R String Exercises: 18 stringr Practice Problems Solved
Eighteen stringr practice problems with revealable solutions, organised into six sections covering detection, extraction, replacement, splitting, regex anchors and lookarounds, plus realistic cleanup pipelines. Each exercise names the dataset, the expected result, and a difficulty marker. Solutions stay collapsed until you click; work the problem first, then check your approach.
Strings are where real data goes to die: trailing whitespace, mixed case, embedded dates, dollar signs in numbers, hashtags inside tweets. The stringr package gives you a small, consistent vocabulary for cleaning all of it. These eighteen problems cover the verbs and regex techniques you will reach for in every data-cleaning job.
Setup
Section 1. Detect, count, and filter (3 problems)
Exercise 1.1: Flag product reviews that mention the word great
Task: A retail analytics team needs to flag product reviews that mention the word great so the marketing team can pull customer testimonials. From the inline reviews tibble below, filter to rows where the text column contains great case-insensitively, and save the result to ex_1_1.
Expected result:
#> # A tibble: 4 x 2
#> id text
#> <int> <chr>
#> 1 1 Great product, fast shipping!
#> 2 3 Not great quality, returned it
#> 3 5 Customer service was great
#> 4 7 Looks great but battery is weak
Difficulty: Beginner
You want a substring test, not an exact equality check - a row qualifies whenever the word appears anywhere inside the text.
Feed the result of str_detect() into filter(), and wrap the pattern in regex(..., ignore_case = TRUE) so casing is ignored.
Click to reveal solution
Explanation: str_detect() returns a logical vector that plugs directly into filter(). Wrapping the pattern in regex(..., ignore_case = TRUE) makes the match case-insensitive without altering the original text. A common mistake is text == "great", which checks for an exact match rather than a substring match.
Exercise 1.2: Count how often free appears in each subject line
Task: A marketing analyst auditing 8 campaign subject lines wants to know how aggressively each one uses the word free so they can flag overpromising messaging. Build a tibble with columns subject and free_count using str_count() on the subjects vector below (case-insensitive), and save the tibble to ex_1_2.
Expected result:
#> # A tibble: 8 x 2
#> subject free_count
#> <chr> <int>
#> 1 Save 10 percent 0
#> 2 Free shipping, free returns 2
#> 3 Buy one get one free 1
#> 4 New arrivals 0
#> 5 Free trial, free demo, free upgrade 3
#> 6 Limited time only 0
#> 7 Free Free Free 3
#> 8 Welcome back 0
Difficulty: Intermediate
You need a per-string tally, not a yes/no flag, since a subject line can mention the word several times.
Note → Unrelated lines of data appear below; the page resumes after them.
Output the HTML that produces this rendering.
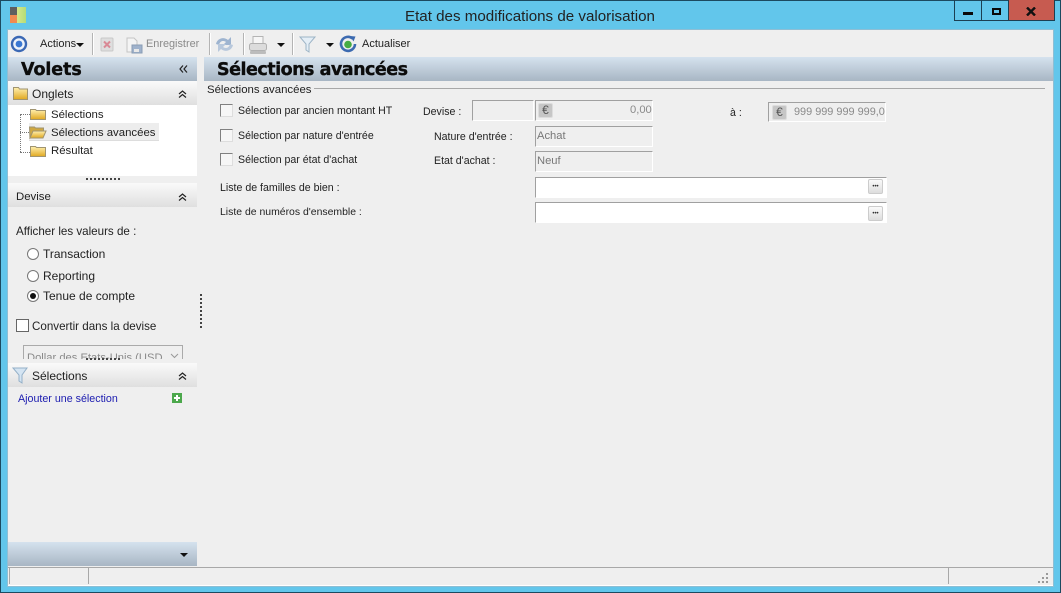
<!DOCTYPE html>
<html><head><meta charset="utf-8"><style>
html,body{margin:0;padding:0}
body{width:1061px;height:593px;overflow:hidden;position:relative;background:#62c6eb;font-family:"Liberation Sans",sans-serif;font-size:12px;color:#222}
.a{position:absolute}
.t{position:absolute;white-space:nowrap;line-height:14px}
.f{font-size:10.6px}
.tr{font-size:11.4px}
.hd{position:absolute;background:linear-gradient(#d5e2ee,#a8b6c4)}
.h1{position:absolute;white-space:nowrap;font-family:"DejaVu Sans",sans-serif;font-weight:bold;font-size:17.5px;line-height:22px;color:#0c0c0c;-webkit-text-stroke:.35px #0c0c0c}
.sec{position:absolute;left:8px;width:189px;background:linear-gradient(#fafafa,#dfdfdf)}
.cb{position:absolute;width:11px;height:11px;background:#f6f6f6;border:1px solid #808080;border-right-color:#ddd;border-bottom-color:#ddd}
.in{position:absolute;box-sizing:border-box;background:#efefef;border:1px solid #a0a0a0;border-right:1px solid #fff;border-bottom:1px solid #fff;color:#777;padding-left:1px;line-height:19px;font-size:11.2px}
.w{background:#fff}
.btn{position:absolute;width:15px;height:15px;background:linear-gradient(#fafafa,#ddd);border:1px solid #ccc;border-radius:2px;text-align:center;font-size:6px;line-height:14px;color:#333;box-sizing:border-box}
.eur{position:absolute;width:15px;height:15px;background:#c6c6c6;border:1px solid #ddd;border-radius:2px;box-sizing:border-box;text-align:center;font-size:12px;line-height:13px;color:#555}
.rad{position:absolute;width:10px;height:10px;border:1px solid #777;border-radius:50%;background:#fff}
.sep{position:absolute;top:33px;width:1px;height:22px;background:#b4b4b4;border-right:1px solid #fff}
.arr{position:absolute;width:0;height:0;border-left:4px solid transparent;border-right:4px solid transparent;border-top:4px solid #111}
.g{color:#8a8a8a}
</style></head><body>
<svg width="0" height="0" style="position:absolute"><defs>
<linearGradient id="fo" x1="0" y1="0" x2="0" y2="1"><stop offset="0" stop-color="#fff0b0"/><stop offset="1" stop-color="#e0a820"/></linearGradient>
</defs></svg>
<div class="a" style="left:0;top:0;width:1061px;height:593px;box-sizing:border-box;border:1px solid #1c4a60"></div>
<!-- title bar -->
<div class="a" style="left:10px;top:7px;width:7px;height:8px;background:#5f5f5f"></div>
<div class="a" style="left:10px;top:15px;width:7px;height:8px;background:#f08a50"></div>
<div class="a" style="left:17px;top:7px;width:9px;height:16px;background:linear-gradient(90deg,#d6e88a,#b4dc78)"></div>
<div class="t" style="left:405px;top:8px;font-size:15.15px;line-height:17px;color:#222">Etat des modifications de valorisation</div>
<div class="a" style="left:954px;top:0;width:28px;height:21px;box-sizing:border-box;border:1px solid #1c3f52;border-top:0"><div class="a" style="left:8px;top:12px;width:10px;height:3px;background:#0a0a0a"></div></div>
<div class="a" style="left:982px;top:0;width:27px;height:21px;box-sizing:border-box;border:1px solid #1c3f52;border-top:0;border-left:0"><div class="a" style="left:10px;top:8px;width:9px;height:7px;box-sizing:border-box;border:2px solid #0a0a0a"></div></div>
<div class="a" style="left:1009px;top:0;width:46px;height:21px;box-sizing:border-box;background:#c75b50;border:1px solid #1c3f52;border-top:0;border-left:0">
<svg class="a" style="left:17px;top:7px" width="11" height="9"><path d="M1 0.500l8 8M9 0.500l-8 8" stroke="#111" stroke-width="2.400"/></svg></div>
<!-- client -->
<div class="a" style="left:8px;top:30px;width:1045px;height:556px;background:#efefef;box-shadow:0 0 0 1px #8ebed4"></div>
<!-- toolbar -->
<svg class="a" style="left:10px;top:35px" width="18" height="18"><circle cx="9" cy="9" r="7" fill="#eef3fa" stroke="#3b68b4" stroke-width="2.400"/><circle cx="9" cy="9" r="3.400" fill="#3b78d2"/></svg>
<div class="t" style="left:40px;top:37px;font-size:11px">Actions</div>
<div class="arr" style="left:76px;top:43px"></div>
<div class="sep" style="left:92px"></div>
<svg class="a" style="left:100px;top:37px" width="14" height="15"><rect x="1" y="1" width="12" height="13" rx="1" fill="#dedede" stroke="#c8c8c8"/><path d="M4 4.500l6 6M10 4.500l-6 6" stroke="#d98a96" stroke-width="2"/></svg>
<svg class="a" style="left:125px;top:36px" width="18" height="18"><path d="M2 2h7l3 3v11H2z" fill="#f4f4f4" stroke="#c4c4c4"/><rect x="7" y="9" width="10" height="8" fill="#9fb2cc" stroke="#8a9cb4"/><rect x="9" y="13" width="5" height="3" fill="#e8e8e8"/></svg>
<div class="t g" style="left:146px;top:37px;font-size:10.9px">Enregistrer</div>
<div class="sep" style="left:209px"></div>
<svg class="a" style="left:215px;top:35px" width="19" height="19"><path d="M1 9c1-5 7-8 12-4l3-3v8H8l3-3C8 5 5 6 4 10z" fill="#9eb4d0"/><path d="M18 10c-1 5-7 8-12 4l-3 3V9h8l-3 3c3 2 6 1 7-3z" fill="#b8c8dc"/></svg>
<div class="sep" style="left:243px"></div>
<svg class="a" style="left:249px;top:35px" width="18" height="20"><rect x="4" y="1.500" width="10" height="8" fill="#f6f6f6" stroke="#b4b4b4"/><rect x="0.500" y="8.500" width="17" height="7" rx="2" fill="#dcdcdc" stroke="#b0b0b0"/><rect x="1" y="16" width="16" height="3" rx="1" fill="#bcbcbc"/></svg>
<div class="arr" style="left:277px;top:43px"></div>
<div class="sep" style="left:292px"></div>
<svg class="a" style="left:299px;top:35px" width="17" height="18"><path d="M1 2h15L10 9v8l-3-2V9z" fill="#e4eef6" stroke="#9db4c6"/></svg>
<div class="arr" style="left:326px;top:43px"></div>
<svg class="a" style="left:339px;top:35px" width="18" height="18"><path d="M13.500 3.500A7 7 0 1 0 16 9" fill="none" stroke="#3c6ab0" stroke-width="2.600"/><path d="M11 1l5.500 .5-2 5z" fill="#3c6ab0"/><circle cx="9" cy="9.500" r="3.800" fill="#46ac44"/></svg>
<div class="t" style="left:362px;top:37px;font-size:11px">Actualiser</div>
<!-- left panel -->
<div class="hd" style="left:8px;top:57px;width:189px;height:24px"></div>
<div class="h1" style="left:21px;top:59px;letter-spacing:-.1px">Volets</div>
<svg class="a" style="left:179px;top:65px" width="9" height="8"><path d="M4 .5L1 4l3 3.500M8 .5L5 4l3 3.500" fill="none" stroke="#222" stroke-width="1.200"/></svg>
<div class="a" style="left:8px;top:81px;width:189px;height:95px;background:#fff"></div>
<div class="sec" style="top:81px;height:24px"></div>
<svg class="a" style="left:13px;top:86px" width="15" height="14"><path d="M.500 1.500h5l1 1.500h8v10.500H.500z" fill="url(#fo)" stroke="#a09470"/></svg>
<div class="t" style="left:32px;top:87px">Onglets</div>
<svg class="a" style="left:178px;top:90px" width="9" height="8"><path d="M1 4l3.500-3L8 4M1 7.500l3.500-3 3.500 3" fill="none" stroke="#222" stroke-width="1.200"/></svg>
<div class="a" style="left:20px;top:114px;width:0;height:38px;border-left:1px dotted #777"></div>
<div class="a" style="left:20px;top:114px;width:10px;border-top:1px dotted #777"></div>
<div class="a" style="left:20px;top:132px;width:9px;border-top:1px dotted #777"></div>
<div class="a" style="left:20px;top:152px;width:10px;border-top:1px dotted #777"></div>
<svg class="a" style="left:30px;top:108px" width="16" height="12"><path d="M.500 1.500h5l1 1h9v9H.500z" fill="url(#fo)" stroke="#a09470"/></svg>
<div class="t tr" style="left:51px;top:108px">Sélections</div>
<div class="a" style="left:29px;top:123px;width:130px;height:17px;background:#ededed;border-bottom:1px solid #ddd"></div>
<svg class="a" style="left:29px;top:126px" width="18" height="13"><path d="M.500 1h5l1 1h8v3H5l-4 7z" fill="#d0a840" stroke="#a09470"/><path d="M4 5h13l-3 7H1z" fill="url(#fo)" stroke="#a09470"/></svg>
<div class="t tr" style="left:51px;top:126px">Sélections avancées</div>
<svg class="a" style="left:30px;top:145px" width="16" height="12"><path d="M.500 1.500h5l1 1h9v9H.500z" fill="url(#fo)" stroke="#a09470"/></svg>
<div class="t tr" style="left:51px;top:144px">Résultat</div>
<div class="a" style="left:86px;top:178px;width:34px;border-top:2px dotted #444"></div>
<div class="sec" style="top:183px;height:24px"></div>
<div class="t tr" style="left:16px;top:190px">Devise</div>
<svg class="a" style="left:178px;top:193px" width="9" height="8"><path d="M1 4l3.500-3L8 4M1 7.500l3.500-3 3.500 3" fill="none" stroke="#222" stroke-width="1.200"/></svg>
<div class="t" style="left:16px;top:225px;font-size:11.6px">Afficher les valeurs de :</div>
<div class="rad" style="left:27px;top:248px"></div><div class="t" style="left:43px;top:247px">Transaction</div>
<div class="rad" style="left:27px;top:270px"></div><div class="t" style="left:43px;top:269px">Reporting</div>
<div class="rad" style="left:27px;top:290px"></div><div class="a" style="left:30px;top:293px;width:6px;height:6px;border-radius:50%;background:#111"></div><div class="t" style="left:43px;top:289px">Tenue de compte</div>
<div class="a" style="left:200px;top:294px;height:34px;border-left:2px dotted #444"></div>
<div class="a" style="left:16px;top:319px;width:11px;height:11px;background:#fff;border:1px solid #666"></div>
<div class="t" style="left:32px;top:320px;font-size:11.6px">Convertir dans la devise</div>
<div class="a" style="left:23px;top:345px;width:160px;height:14px;box-sizing:border-box;border:1px solid #aaa;border-bottom:0;background:#efefef;overflow:hidden"><div class="t g" style="left:3px;top:5px;font-size:11.2px">Dollar des Etats-Unis (USD</div><svg class="a" style="left:146px;top:7px" width="9" height="6"><path d="M1 1l3.500 3.500L8 1" fill="none" stroke="#999"/></svg></div>
<div class="a" style="left:8px;top:359px;width:189px;height:4px;background:#efefef"></div>
<div class="sec" style="top:363px;height:24px"></div>
<div class="a" style="left:86px;top:358px;width:34px;border-top:2px dotted #444"></div>
<svg class="a" style="left:12px;top:367px" width="16" height="17"><path d="M1 1h14L10 8v8l-3-2V8z" fill="#d4e4f2" stroke="#94b0c8"/></svg>
<div class="t" style="left:32px;top:369px">Sélections</div>
<svg class="a" style="left:178px;top:372px" width="9" height="8"><path d="M1 4l3.500-3L8 4M1 7.500l3.500-3 3.500 3" fill="none" stroke="#222" stroke-width="1.200"/></svg>
<div class="t" style="left:18px;top:392px;color:#1c1cb0;font-size:10.7px">Ajouter une sélection</div>
<div class="a" style="left:172px;top:393px;width:10px;height:10px;background:#4ca84c"></div>
<div class="a" style="left:174px;top:397px;width:6px;height:2px;background:#fff"></div>
<div class="a" style="left:176px;top:395px;width:2px;height:6px;background:#fff"></div>
<div class="hd" style="left:8px;top:542px;width:189px;height:24px"></div>
<div class="arr" style="left:180px;top:553px"></div>
<!-- right header -->
<div class="hd" style="left:204px;top:57px;width:849px;height:24px"></div>
<div class="h1" style="left:217px;top:59px;letter-spacing:-.5px">Sélections avancées</div>
<!-- form -->
<div class="a" style="left:314px;top:88px;width:731px;height:1px;background:#a8a8a8"></div>
<div class="t tr" style="left:207px;top:83px">Sélections avancées</div>
<div class="cb" style="left:220px;top:104px"></div><div class="t f" style="left:238px;top:104px">Sélection par ancien montant HT</div>
<div class="cb" style="left:220px;top:129px"></div><div class="t f" style="left:238px;top:129px">Sélection par nature d'entrée</div>
<div class="cb" style="left:220px;top:153px"></div><div class="t f" style="left:238px;top:153px">Sélection par état d'achat</div>
<div class="t f" style="left:423px;top:105px">Devise :</div>
<div class="t f" style="left:434px;top:130px">Nature d'entrée :</div>
<div class="t f" style="left:434px;top:154px">Etat d'achat :</div>
<div class="t f" style="left:220px;top:181px">Liste de familles de bien :</div>
<div class="t" style="left:220px;top:206px;font-size:10.45px">Liste de numéros d'ensemble :</div>
<div class="in" style="left:472px;top:100px;width:62px;height:21px"></div>
<div class="in" style="left:535px;top:100px;width:118px;height:21px"></div>
<div class="eur" style="left:538px;top:103px">€</div>
<div class="t g" style="left:630px;top:103px;font-size:11.2px">0,00</div>
<div class="t f" style="left:730px;top:106px">à :</div>
<div class="in" style="left:768px;top:102px;width:118px;height:20px"></div>
<div class="eur" style="left:772px;top:105px">€</div>
<div class="t g" style="left:794px;top:105px;font-size:10.9px">999 999 999 999,0</div>
<div class="in" style="left:535px;top:126px;width:118px;height:21px">Achat</div>
<div class="in" style="left:535px;top:151px;width:118px;height:21px">Neuf</div>
<div class="in w" style="left:535px;top:177px;width:352px;height:21px"></div>
<div class="btn" style="left:868px;top:179px">•••</div>
<div class="in w" style="left:535px;top:202px;width:352px;height:21px"></div>
<div class="btn" style="left:868px;top:206px">•••</div>
<!-- status -->
<div class="a" style="left:8px;top:567px;width:1045px;height:19px;box-sizing:border-box;border-top:1px solid #a8a8a8;border-bottom:1px solid #fff;background:#efefef"></div>
<div class="a" style="left:9px;top:568px;width:1px;height:16px;background:#a8a8a8"></div>
<div class="a" style="left:88px;top:568px;width:1px;height:16px;background:#a8a8a8"></div>
<div class="a" style="left:948px;top:568px;width:1px;height:16px;background:#a8a8a8"></div>
<svg class="a" style="left:1037px;top:572px" width="14" height="12" fill="#999"><rect x="9" y="1" width="2" height="2"/><rect x="5" y="5" width="2" height="2"/><rect x="9" y="5" width="2" height="2"/><rect x="1" y="9" width="2" height="2"/><rect x="5" y="9" width="2" height="2"/><rect x="9" y="9" width="2" height="2"/></svg>
</body></html>
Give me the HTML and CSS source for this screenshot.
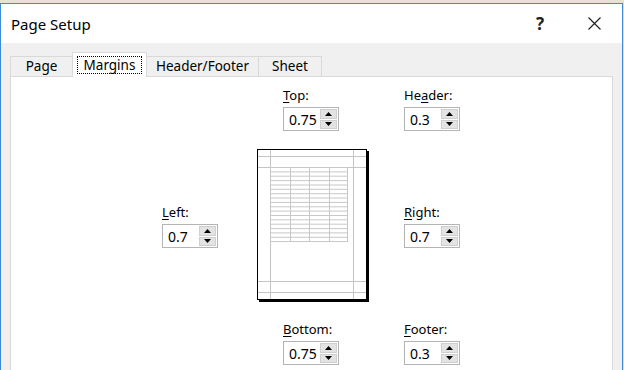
FILE: index.html
```html
<!DOCTYPE html>
<html lang="en">
<head>
    <meta charset="UTF-8">
    <title>Page Setup</title>
    <link rel="stylesheet" href="styles.css">
</head>
<body>
    <div class="dialog">
        <div class="title-bar">
            <span class="title">Page Setup</span>
            <span class="help">?</span>
            <svg class="close" width="13" height="13" viewBox="0 0 13 13">
                <path d="M0.5 0.5L12.5 12.5M12.5 0.5L0.5 12.5" stroke="#222" stroke-width="1.2" fill="none"/>
            </svg>
        </div>

        <div class="dialog-body">
            <div class="tabs">
                <div class="tab tab-page">Page</div>
                <div class="tab tab-margins active"><span class="focus">Margins</span></div>
                <div class="tab tab-header">Header/Footer</div>
                <div class="tab tab-sheet">Sheet</div>
            </div>

            <div class="panel">
                <div class="margins-grid">
                    <!-- 上边距 / 页眉 -->
                    <div class="field field-top">
                        <label class="field-label"><u>T</u>op:</label>
                        <div class="spinner">
                            <span class="spinner-value">0.75</span>
                            <div class="spin-buttons">
                                <span class="spin-btn"><svg width="7" height="4" viewBox="0 0 7 4"><polygon points="3.5,0 7,4 0,4" fill="#000"/></svg></span>
                                <span class="spin-btn"><svg width="7" height="4" viewBox="0 0 7 4"><polygon points="0,0 7,0 3.5,4" fill="#000"/></svg></span>
                            </div>
                        </div>
                    </div>
                    <div class="field field-right-col">
                        <label class="field-label">He<u>a</u>der:</label>
                        <div class="spinner">
                            <span class="spinner-value">0.3</span>
                            <div class="spin-buttons">
                                <span class="spin-btn"><svg width="7" height="4" viewBox="0 0 7 4"><polygon points="3.5,0 7,4 0,4" fill="#000"/></svg></span>
                                <span class="spin-btn"><svg width="7" height="4" viewBox="0 0 7 4"><polygon points="0,0 7,0 3.5,4" fill="#000"/></svg></span>
                            </div>
                        </div>
                    </div>

                    <!-- 左边距 / 预览 / 右边距 -->
                    <div class="field field-left field-middle">
                        <label class="field-label"><u>L</u>eft:</label>
                        <div class="spinner">
                            <span class="spinner-value">0.7</span>
                            <div class="spin-buttons">
                                <span class="spin-btn"><svg width="7" height="4" viewBox="0 0 7 4"><polygon points="3.5,0 7,4 0,4" fill="#000"/></svg></span>
                                <span class="spin-btn"><svg width="7" height="4" viewBox="0 0 7 4"><polygon points="0,0 7,0 3.5,4" fill="#000"/></svg></span>
                            </div>
                        </div>
                    </div>
                    <div class="preview">
                        <svg width="114" height="154" viewBox="0 0 114 154">
                            <!-- 页面阴影 -->
                            <path d="M111 2V152.5M2 152H112" stroke="#000" stroke-width="2" fill="none"/>
                            <rect x="0.5" y="0.5" width="109" height="150" fill="#fff" stroke="#000"/>
                            <!-- 页边距线 -->
                            <g stroke="#c4c4c4" stroke-width="1">
                                <path d="M13.5 1V150M96.5 1V150"/>
                                <path d="M1 7.5H109M1 18.5H109M1 132.5H109M1 143.5H109"/>
                            </g>
                            <!-- 表格 -->
                            <g stroke="#c8c8c8" stroke-width="1" fill="none">
                                <rect x="13.5" y="18.5" width="77" height="74"/>
                                <path d="M33.5 18.5V92.5M52.5 18.5V92.5M72.5 18.5V92.5"/>
                                <path d="M13.5 22.9H90.5M13.5 27.2H90.5M13.5 31.6H90.5M13.5 36H90.5M13.5 40.3H90.5M13.5 44.7H90.5M13.5 49H90.5M13.5 53.4H90.5M13.5 57.8H90.5M13.5 62.1H90.5M13.5 66.5H90.5M13.5 70.8H90.5M13.5 75.2H90.5M13.5 79.6H90.5M13.5 83.9H90.5M13.5 88.3H90.5"/>
                            </g>
                        </svg>
                    </div>
                    <div class="field field-right-col field-middle">
                        <label class="field-label"><u>R</u>ight:</label>
                        <div class="spinner">
                            <span class="spinner-value">0.7</span>
                            <div class="spin-buttons">
                                <span class="spin-btn"><svg width="7" height="4" viewBox="0 0 7 4"><polygon points="3.5,0 7,4 0,4" fill="#000"/></svg></span>
                                <span class="spin-btn"><svg width="7" height="4" viewBox="0 0 7 4"><polygon points="0,0 7,0 3.5,4" fill="#000"/></svg></span>
                            </div>
                        </div>
                    </div>

                    <!-- 下边距 / 页脚 -->
                    <div class="field field-top">
                        <label class="field-label"><u>B</u>ottom:</label>
                        <div class="spinner">
                            <span class="spinner-value">0.75</span>
                            <div class="spin-buttons">
                                <span class="spin-btn"><svg width="7" height="4" viewBox="0 0 7 4"><polygon points="3.5,0 7,4 0,4" fill="#000"/></svg></span>
                                <span class="spin-btn"><svg width="7" height="4" viewBox="0 0 7 4"><polygon points="0,0 7,0 3.5,4" fill="#000"/></svg></span>
                            </div>
                        </div>
                    </div>
                    <div class="field field-right-col">
                        <label class="field-label"><u>F</u>ooter:</label>
                        <div class="spinner">
                            <span class="spinner-value">0.3</span>
                            <div class="spin-buttons">
                                <span class="spin-btn"><svg width="7" height="4" viewBox="0 0 7 4"><polygon points="3.5,0 7,4 0,4" fill="#000"/></svg></span>
                                <span class="spin-btn"><svg width="7" height="4" viewBox="0 0 7 4"><polygon points="0,0 7,0 3.5,4" fill="#000"/></svg></span>
                            </div>
                        </div>
                    </div>
                </div>
            </div>
        </div>
    </div>
</body>
</html>
```

FILE: styles.css
```css
body {
    margin: 0;
    padding: 3px 0 0 0;
    font-family: "Noto Sans", "Liberation Sans", sans-serif;
    color: #000;
    background-color: #e6e2da;
    height: 370px;
    overflow: hidden;
    box-sizing: border-box;
}

.dialog {
    width: 623px;
    height: 400px;
    box-sizing: border-box;
    border: 1px solid #3c8ad8;
    border-bottom: none;
    background-color: #f0f0f0;
}

.title-bar {
    height: 39px;
    background-color: #fff;
    display: flex;
    align-items: center;
    padding: 0 21px 0 10px;
}

.title {
    font-size: 15px;
    flex: 1;
}

.help {
    font-size: 17px;
    font-weight: bold;
    color: #222;
    margin-right: 44px;
}

.dialog-body {
    padding: 9px 9px 0 9px;
}

.tabs {
    display: flex;
    align-items: flex-end;
    height: 24px;
    position: relative;
    z-index: 1;
}

.tab {
    box-sizing: border-box;
    font-size: 13.5px;
    height: 20px;
    line-height: 19px;
    text-align: center;
    border: 1px solid #d9d9d9;
    border-bottom: none;
    border-right: none;
    background-color: #f0f0f0;
}

.tab-page {
    width: 62px;
}

.tab-margins {
    width: 75px;
}

.tab-header {
    width: 111px;
}

.tab-sheet {
    width: 64px;
    border-right: 1px solid #d9d9d9;
}

.tab.active {
    height: 25px;
    padding-top: 3px;
    line-height: 16px;
    background-color: #fff;
    border-right: 1px solid #d9d9d9;
    margin-bottom: -1px;
}

.tab.active + .tab {
    border-left: none;
}

.focus {
    display: inline-block;
    border: 1px dotted #000;
    line-height: 16px;
    padding: 0 6px;
}

.panel {
    background-color: #fff;
    border: 1px solid #d9d9d9;
    height: 320px;
    padding: 10px 0 0 151px;
}

.margins-grid {
    display: grid;
    grid-template-columns: 95px 147px 1fr;
    row-gap: 18px;
}

.field {
    display: flex;
    flex-direction: column;
    align-items: flex-start;
}

.field-top {
    grid-column: 2;
    margin-left: 26px;
}

.field-right-col {
    grid-column: 3;
}

.field-left {
    grid-column: 1;
}

.field-middle {
    align-self: center;
}

.field-label {
    font-size: 13px;
    line-height: 17px;
    margin-bottom: 3px;
}

.field-label u {
    text-decoration-thickness: 1px;
    text-underline-offset: 2px;
}

.preview {
    grid-column: 2;
    height: 154px;
}

.preview svg {
    display: block;
}

.spinner {
    width: 56px;
    height: 24px;
    box-sizing: border-box;
    border: 1px solid #b4b4b4;
    background-color: #fff;
    display: flex;
    align-items: center;
    padding: 1px;
}

.spinner-value {
    flex: 1;
    font-size: 14px;
    padding-left: 4px;
}

.spin-buttons {
    width: 17px;
    height: 20px;
    display: flex;
    flex-direction: column;
    gap: 1px;
}

.spin-btn {
    flex: 1;
    background-color: #e3e3e3;
    border: 1px solid #cfcfcf;
    display: flex;
    align-items: center;
    justify-content: center;
}

.spin-btn svg {
    display: block;
}
```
Build the free_count column with str_count() wrapped in regex(..., ignore_case = TRUE) inside a tibble().
Click to reveal solution
Explanation: str_count() returns one integer per input string, unlike str_detect(), which returns one TRUE/FALSE. Wrapping with regex() controls case sensitivity. To rank by aggressive copy, pipe into arrange(desc(free_count)). Note that str_count() counts non-overlapping matches, so "aaaa" matched against "aa" returns 2, not 3.
Exercise 1.3: Keep only the SKUs that start with a digit
Task: A warehouse data engineer needs to separate numeric-prefixed SKUs from alphabetical ones in the skus vector below so they can be routed to different downstream pipelines. Use str_detect() with an anchored regex to keep only the SKUs whose first character is a digit (0 to 9), and save the filtered character vector to ex_1_3.
Expected result:
#> [1] "12-ALPHA" "7XX-RED" "300-NEW" "9-FINAL"
Difficulty: Intermediate
This is a question about position - only the very first character counts, so the pattern must be tied to the string start.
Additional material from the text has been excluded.